Immediata è stata la risposta della Santa Sede che con una nota controbatte: «egli è venuto meno all’accordo di tenere riservati i motivi delle sue dimissioni dall’Ufficio. […] In base agli Statuti, il compito del Revisore Generale è quello di analizzare i bilanci e i conti della Santa Sede e delle amministrazioni collegate. Risulta purtroppo che l’Ufficio diretto dal dottor Milone, esulando dalle sue competenze, ha incaricato illegalmente una Società esterna per svolgere attività investigative sulla vita privata di esponenti della Santa Sede – continua la nota -. Questo, oltre a costituire un reato, ha irrimediabilmente incrinato la fiducia riposta nel dottor Milone, il quale messo davanti alle sue responsabilità, ha accettato liberamente di rassegnare le dimissioni.
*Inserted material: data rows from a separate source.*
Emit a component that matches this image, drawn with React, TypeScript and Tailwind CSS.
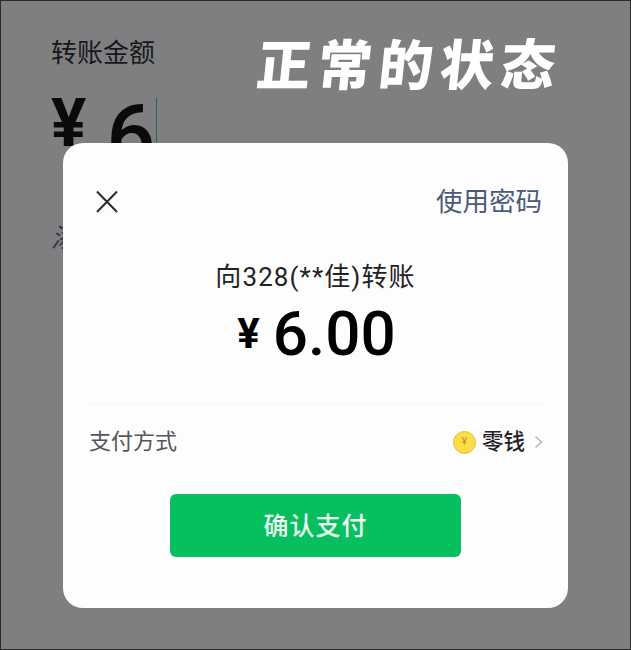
const cjk = "font-['Roboto','Noto_Sans_CJK_SC',sans-serif]";

export default function App() {
  return (
    <div className={`relative h-[650px] w-[631px] overflow-hidden border border-[#2a2a2c] bg-[#7f7f82] ${cjk}`}>
      {/* page behind the dialog */}
      <div className="flex items-start justify-between pl-[50px] pr-[68px] pt-[36px]">
        <div className="flex flex-col">
          <div className="mt-[1px] text-[26px] leading-[30px] text-[#18181a]">转账金额</div>
          <div className="mt-[14px] flex h-[60px] items-start">
            <span className="text-[66px] font-bold leading-[84px] text-[#0a0a0a]">¥</span>
            <span className="ml-[20px] text-[86px] font-medium leading-[108px] text-[#0a0a0a]">6</span>
            <span className="ml-[1px] mt-[16px] h-[44px] w-[1px] bg-[#2f5f58]" />
          </div>
          <div className="mt-[81px] text-[26px] italic leading-[30px] text-[#2f3440]">添</div>
        </div>
        <div className="-skew-x-6 text-[54px] font-black leading-[60px] tracking-[7px] text-white">正常的状态</div>
      </div>

      {/* dialog */}
      <div className="absolute left-[62px] top-[142px] flex h-[465px] w-[505px] flex-col rounded-[20px] bg-[#fdfdfe]">
        <div className="flex items-center justify-between pl-[32px] pr-[26px] pt-[42px]">
          <svg width="24" height="24" viewBox="0 0 24 24" fill="none" stroke="#2b2b2e" strokeWidth="2">
            <path d="M2 1.5 L22 22 M22 1.5 L2 22" />
          </svg>
          <span className="text-[26.5px] leading-[34px] text-[#4b5a78]">使用密码</span>
        </div>
        <div className="mt-[42px] text-center text-[26px] leading-[32px] tracking-[1.1px] text-[#222226]">向328(**佳)转账</div>
        <div className="ml-[2px] mt-[9px] flex items-center justify-center text-black">
          <span className="text-[42px] font-bold leading-[64px]">¥</span>
          <span className="ml-[13px] text-[62px] font-medium leading-[64px]">6.00</span>
        </div>
        <div className="ml-[26px] mr-[25px] mt-[37px] flex items-center justify-between border-t border-[#f6f6f8] pt-[23px]">
          <span className="text-[22px] leading-[30px] text-[#55555a]">支付方式</span>
          <div className="flex items-center">
            <span className="flex h-[23px] w-[23px] items-center justify-center rounded-full border border-[#e8c22e] bg-[#fbdc4a] text-[10px] leading-none text-[#b8901a]">¥</span>
            <span className="ml-[6px] text-[21.5px] font-medium leading-[30px] text-[#222226]">零钱</span>
            <svg className="ml-[9px]" width="9" height="14" viewBox="0 0 9 14" fill="none" stroke="#b4b4b8" strokeWidth="1.5">
              <path d="M1.5 1.5 L7.5 7 L1.5 12.5" />
            </svg>
          </div>
        </div>
        <button className="mx-auto mt-[37px] flex h-[63px] w-[291px] items-center justify-center rounded-[6px] bg-[#07bf5f] pt-[3px] text-[25px] font-medium tracking-[1px] text-[#eafbf2]">
          确认支付
        </button>
      </div>
    </div>
  );
}
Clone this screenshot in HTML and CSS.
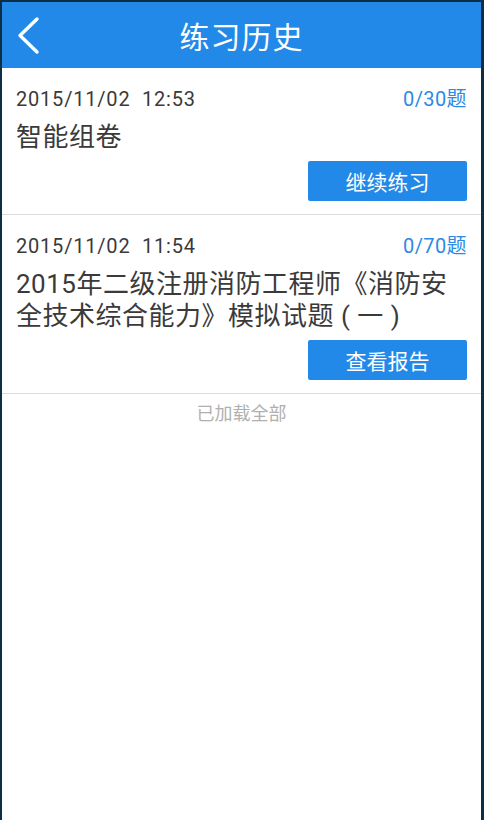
FILE: index.html
```html
<!DOCTYPE html>
<html lang="zh-CN">
<head>
    <meta charset="UTF-8">
    <meta name="viewport" content="width=device-width, initial-scale=1.0">
    <title>练习历史</title>
    <link rel="stylesheet" href="styles.css">
</head>
<body>

    <div class="app">
        <header class="topbar">
            <a href="#" class="back-button" aria-label="返回">
                <svg width="24" height="40" viewBox="0 0 24 40">
                    <polyline points="21,3 4,19.5 21,36" fill="none" stroke="#fff" stroke-width="3.4" stroke-linecap="round" stroke-linejoin="round"/>
                </svg>
            </a>
            <h1>练习历史</h1>
        </header>

        <ul class="record-list">
            <li class="record">
                <div class="record-meta">
                    <span class="record-date">2015/11/02&nbsp;&nbsp;12:53</span>
                    <span class="record-count">0/30题</span>
                </div>
                <div class="record-title">智能组卷</div>
                <div class="record-actions">
                    <a href="#" class="action-button">继续练习</a>
                </div>
            </li>
            <li class="record">
                <div class="record-meta">
                    <span class="record-date">2015/11/02&nbsp;&nbsp;11:54</span>
                    <span class="record-count">0/70题</span>
                </div>
                <div class="record-title">2015年二级注册消防工程师《消防安全技术综合能力》模拟试题 ( 一 )</div>
                <div class="record-actions">
                    <a href="#" class="action-button">查看报告</a>
                </div>
            </li>
        </ul>

        <p class="list-end">已加载全部</p>
    </div>

</body>
</html>
```

FILE: styles.css
```css
body {
    margin: 0;
    background-color: #0d2f45;
    font-family: Roboto, "Noto Sans CJK SC", sans-serif;
}

.app {
    margin: 2px 3px 0 2px;
    min-height: 818px;
    background-color: #fff;
}

/* barra superior */
.topbar {
    height: 66px;
    background-color: #2389e8;
    display: grid;
    grid-template-columns: 1fr auto 1fr;
    align-items: center;
}

.back-button {
    display: flex;
    padding-left: 14px;
    padding-top: 2px;
}

.topbar h1 {
    margin: 0;
    color: #fff;
    font-family: "Noto Sans CJK SC", sans-serif;
    font-size: 30px;
    font-weight: normal;
    letter-spacing: 1px;
}

/* lista */
.record-list {
    list-style: none;
    margin: 0;
    padding: 0;
}

.record {
    padding: 19px 14px 13px;
    border-bottom: 1px solid #dcdcdc;
}

.record-meta {
    display: flex;
    justify-content: space-between;
    font-size: 20px;
    line-height: 24px;
}

.record-date {
    color: #3a3a3a;
    letter-spacing: 0.8px;
}

.record-count {
    color: #2a8ae6;
    letter-spacing: 0.4px;
}

.record-title {
    margin-top: 10px;
    color: #3a3a3a;
    font-size: 26px;
    line-height: 32px;
    letter-spacing: 0.5px;
}

.record-actions {
    display: flex;
    justify-content: flex-end;
    margin-top: 8px;
}

.action-button {
    width: 159px;
    height: 40px;
    display: flex;
    align-items: center;
    justify-content: center;
    background-color: #2389e8;
    color: #fff;
    font-family: "Noto Sans CJK SC", sans-serif;
    font-size: 21px;
    text-decoration: none;
    border-radius: 2px;
}

.list-end {
    margin: 0;
    padding: 6px 0;
    text-align: center;
    color: #b0b0b0;
    font-family: "Noto Sans CJK SC", sans-serif;
    font-size: 18px;
    line-height: 24px;
}
```
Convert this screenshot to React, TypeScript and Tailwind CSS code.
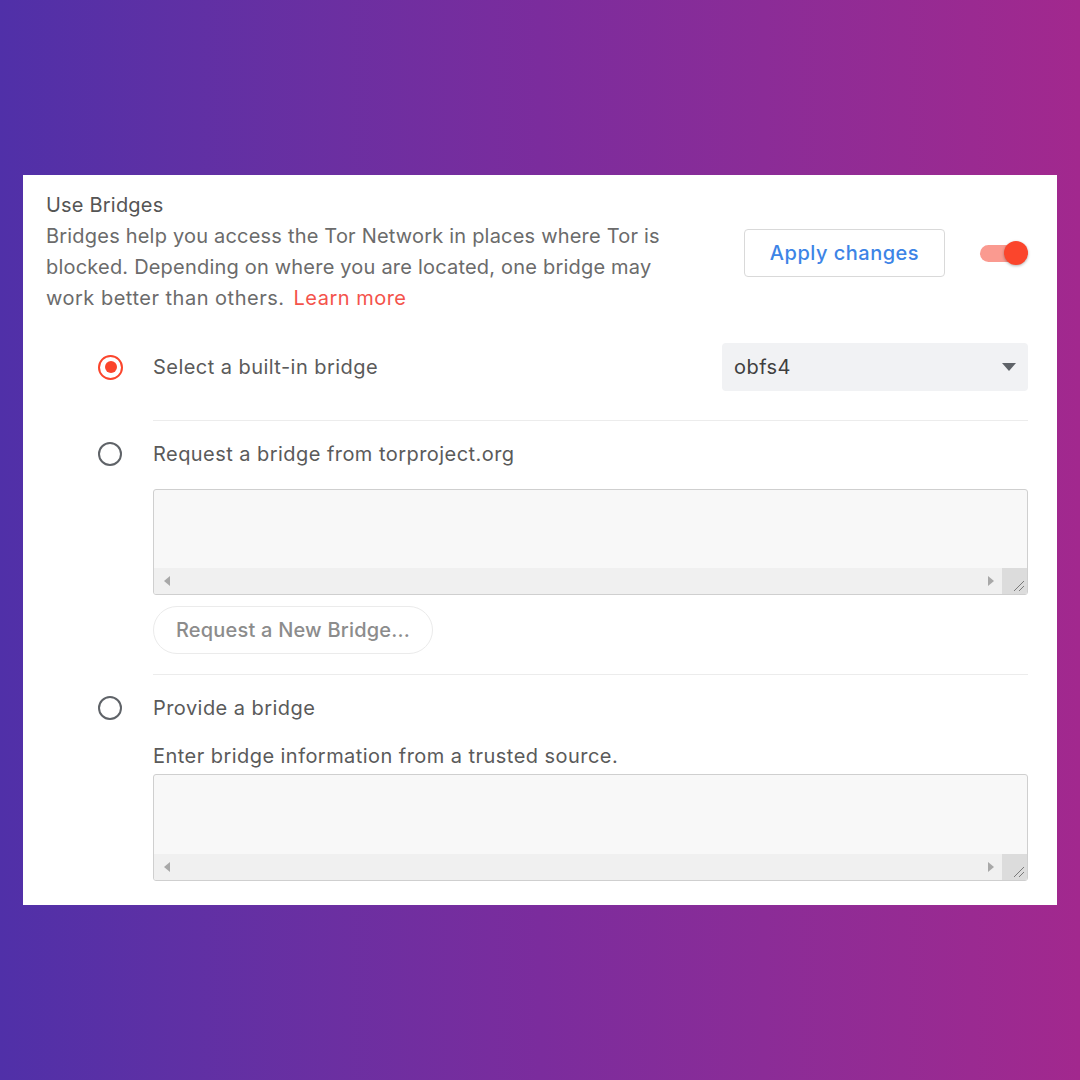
import React from "react";

function Radio({ checked }: { checked?: boolean }) {
  return checked ? (
    <div className="w-[25px] h-[25px] rounded-full border-[2.5px] border-[#fb452c] flex items-center justify-center">
      <div className="w-[12px] h-[12px] rounded-full bg-[#fb452c]" />
    </div>
  ) : (
    <div className="w-[24px] h-[24px] rounded-full border-[2.5px] border-[#5f6368]" />
  );
}

function FakeTextarea({ h }: { h: string }) {
  return (
    <div className={`${h} w-full rounded-[3px] border border-[#cfcfcf] bg-[#f8f8f8] flex flex-col overflow-hidden`}>
      <div className="flex-1" />
      <div className="h-[26px] bg-[#f0f0f0] flex items-center">
        <div className="w-[26px] flex items-center justify-center">
          <svg width="6" height="10" viewBox="0 0 6 10">
            <path d="M6 0 L0 5 L6 10 Z" fill="#a8a8a8" />
          </svg>
        </div>
        <div className="flex-1" />
        <div className="w-[22px] flex items-center justify-center">
          <svg width="6" height="10" viewBox="0 0 6 10">
            <path d="M0 0 L6 5 L0 10 Z" fill="#a8a8a8" />
          </svg>
        </div>
        <div className="w-[25px] h-full bg-[#dcdcdc] flex items-end justify-end">
          <svg width="14" height="14" viewBox="0 0 14 14" className="mb-[2px] mr-[2px]">
            <path d="M13 3 L3 13 M13 8 L8 13" stroke="#7a7a7a" strokeWidth="1" />
          </svg>
        </div>
      </div>
    </div>
  );
}

export default function App() {
  return (
    <div
      className="w-full h-[1080px] bg-gradient-to-r from-[#5030a8] via-[#7b2c9d] to-[#a2288e] flex justify-center pt-[175px]"
      style={{ fontFamily: "Inter, 'Noto Sans', sans-serif" }}
    >
      <div className="w-[1034px] h-[730px] bg-white pl-[23px] pr-[29px] pt-[15px] pb-[25px] flex flex-col">
        {/* header */}
        <div className="flex items-center justify-between">
          <div className="text-[20px] leading-[31px] whitespace-nowrap tracking-[0.2px]">
            <div className="text-[#555555]">Use Bridges</div>
            <div className="text-[#6b6b6b]">
              Bridges help you access the Tor Network in places where Tor is
              <br />
              blocked. Depending on where you are located, one bridge may
              <br />
              <span className="tracking-[0.5px]">work better than others.</span>
              <span className="ml-[9px] text-[#f4534b] tracking-[0.5px]">Learn more</span>
            </div>
          </div>
          <div className="flex items-center gap-[35px] pt-[2px]">
            <button className="w-[201px] h-[48px] rounded-[4px] border border-[#d9d9d9] bg-white text-[20px] font-medium tracking-[0.5px] text-[#3d84e6]">
              Apply changes
            </button>
            <div className="relative w-[48px] h-[24px] flex items-center">
              <div className="w-[40px] h-[17px] rounded-full bg-[#fa9a90]" />
              <div className="absolute right-0 top-0 w-[24px] h-[24px] rounded-full bg-[#fb452c] shadow-[0_1px_3px_rgba(0,0,0,0.3)]" />
            </div>
          </div>
        </div>

        {/* options */}
        <div className="pl-[52px] mt-[29px] flex flex-col text-[20px] tracking-[0.45px]">
          {/* option 1 */}
          <div className="flex items-start">
            <div className="w-[55px] h-[48px] flex items-center">
              <Radio checked />
            </div>
            <div className="flex-1 border-b border-[#ececec] pb-[29px]">
              <div className="h-[48px] flex items-center justify-between">
                <span className="text-[#5a5a5a]">Select a built-in bridge</span>
                <div className="w-[306px] h-[48px] rounded-[4px] bg-[#f1f2f4] flex items-center justify-between pl-[12px] pr-[12px]">
                  <span className="text-[#3f3f3f]">obfs4</span>
                  <svg width="14" height="8" viewBox="0 0 14 8">
                    <path d="M0 0 L14 0 L7 8 Z" fill="#5f6368" />
                  </svg>
                </div>
              </div>
            </div>
          </div>

          {/* option 2 */}
          <div className="flex items-start pt-[9px]">
            <div className="w-[55px] h-[48px] flex items-center">
              <Radio />
            </div>
            <div className="flex-1 border-b border-[#ececec] pb-[20px] flex flex-col">
              <div className="h-[48px] flex items-center">
                <span className="text-[#5a5a5a]">Request a bridge from torproject.org</span>
              </div>
              <div className="mt-[11px]">
                <FakeTextarea h="h-[106px]" />
              </div>
              <div className="mt-[11px]">
                <button className="w-[280px] h-[48px] rounded-full border border-[#ebebeb] bg-white font-medium tracking-[0.2px] text-[#8c8c8c]">
                  Request a New Bridge...
                </button>
              </div>
            </div>
          </div>

          {/* option 3 */}
          <div className="flex items-start pt-[9px]">
            <div className="w-[55px] h-[48px] flex items-center">
              <Radio />
            </div>
            <div className="flex-1 flex flex-col">
              <div className="h-[48px] flex items-center">
                <span className="text-[#5a5a5a]">Provide a bridge</span>
              </div>
              <div className="mt-[9px] leading-[31px] text-[#5a5a5a]">
                Enter bridge information from a trusted source.
              </div>
              <div className="mt-[2px]">
                <FakeTextarea h="h-[107px]" />
              </div>
            </div>
          </div>
        </div>
      </div>
    </div>
  );
}
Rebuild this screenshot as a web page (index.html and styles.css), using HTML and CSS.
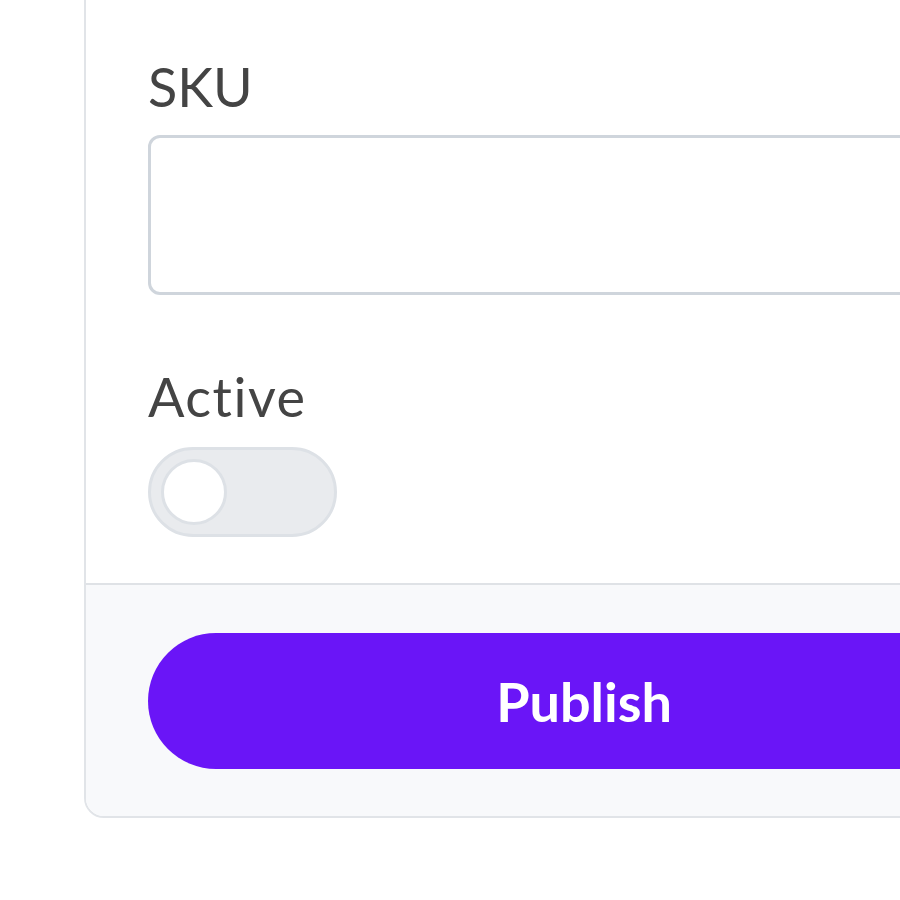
FILE: index.html
```html
<!DOCTYPE html>
<html>
<head>
<meta charset="utf-8">
<link rel="stylesheet" href="styles.css">
</head>
<body>
<div class="card">
  <div class="card-body">
    <label class="label">SKU</label>
    <div class="input"></div>
    <label class="label label-active">Active</label>
    <div class="toggle"><div class="knob"></div></div>
  </div>
  <div class="card-footer">
    <button class="btn">Publish</button>
  </div>
</div>
</body>
</html>
```
FILE: styles.css
```css
html, body {
  margin: 0;
  padding: 0;
  background: #ffffff;
  overflow: hidden;
  width: 900px;
  height: 900px;
}
body {
  padding-left: 84px;
  box-sizing: border-box;
  font-family: "Lato", "Liberation Sans", sans-serif;
}
.card {
  width: 996px;
  margin-top: -40px;
  border: 2px solid #e1e4e8;
  border-radius: 20px;
  background: #ffffff;
  overflow: hidden;
}
.card-body {
  padding: 93px 62px 46px 62px;
  display: flex;
  flex-direction: column;
}
.label {
  font-size: 54px;
  line-height: 64px;
  color: #444444;
  font-weight: 400;
}
.input {
  margin-top: 16px;
  height: 154px;
  border: 3px solid #cfd5dc;
  border-radius: 12px;
  background: #fff;
}
.label-active {
  margin-top: 70px;
  letter-spacing: 1.5px;
  font-variant-ligatures: none;
}
.toggle {
  margin-top: 18px;
  width: 173px;
  height: 84px;
  border: 3px solid #dde1e6;
  border-radius: 45px;
  background: #e9ebee;
  display: flex;
  align-items: center;
  padding-left: 10px;
  box-sizing: content-box;
}
.knob {
  width: 60px;
  height: 60px;
  border-radius: 50%;
  background: #ffffff;
  border: 3px solid #dde1e6;
}
.card-footer {
  border-top: 2px solid #dfe2e6;
  background: #f8f9fb;
  padding: 48px 62px 47px 62px;
  display: flex;
}
.btn {
  flex: 1;
  height: 136px;
  border: none;
  border-radius: 68px;
  background: #6a15f7;
  color: #ffffff;
  font-family: "Lato", "Liberation Sans", sans-serif;
  font-weight: 700;
  font-size: 54px;
  padding: 0;
}
```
Si assicura, infine, che le indagini sono state condotte con ogni scrupolo e nel rispetto della persona».
I fatti, assai discutibili (ci sarà stato qualche motivo per cui veramente Milone ha ritenuto di dover svolgere segrete indagini interne, qualcosa che forse negli anni era stato nascosto? che cosa ha scoperto Libero Milone?), hanno riacceso il dibattito sullo stato di buona salute della Santa Sede, di cui negli anni si è più volte avuto modo di dubitare, a partire dall’opacità dei traffici dello Ior, le inchieste sulla pedofilia, le spese per attici e proprietà, la morte di Emanuela Orlandi.
A questo punto, spetta alla Chiesa Cattolica combattere e condannare apertamente quanto di negativo, da sempre, esiste al suo interno, prendendo posizione sui fatti, non nascondendoli, così riuscendo, magari, a riconquistare la fiducia di tanti fedeli che negli anni si sono allontanati, disgustati da un’organizzazione che per molti aspetti non rappresenta gli ideali sottesi al cristianesimo.